People will be riding bicycles on Westwood anyway, and probably slowing traffic in a way they wouldn’t with a bikeway in place. Angelenos old and young, of every shade, will want to get from the Expo Line to UCLA, and, of course, the many delectable restaurants along the way. Fewer will choose to do so lacking a bikeway; a number of those will opt to use cars, further clogging traffic. Stoopid, ain’t it? Opportunity misplaced.

I won’t call it a lost opportunity, though, because I think we can find it again, and soon; it hasn’t been lost, but simply hidden from view for a while. After all, Jesse Creed is running against Koretz for the council seat in CD5, and he is a strong supporter of transportation choices, including bikeways. He himself endeavors to pedal anywhere within a two-mile radius of home.
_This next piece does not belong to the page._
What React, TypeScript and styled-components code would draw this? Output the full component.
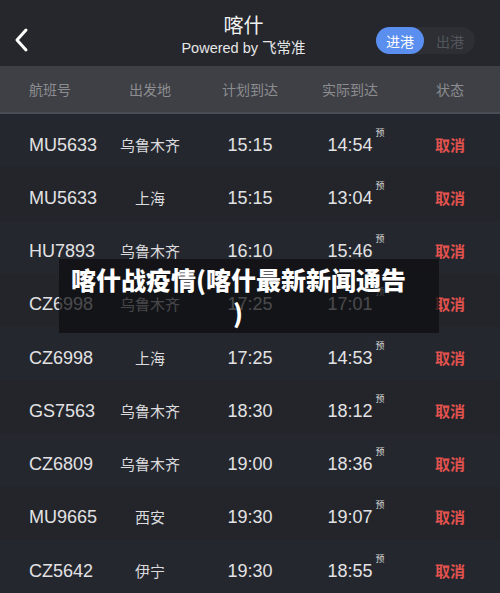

Remember that, come March and the election. If you live in CD5, Creed’s the real deal.

Naturally, if you live in CD1, the home district of this blog, its Joe Bray-Ali, running to retire “Roadkill Gil” Cedillo.

If you live anywhere else, send a little cash to these two gentlemen. Two more progressive voices added to Huizar’s on the city council might be enough to transform LA. No more rubber stamp votes against the future! Bray-Ali and Creed for city council!

Grass roots vs. trickle down: which side are you on?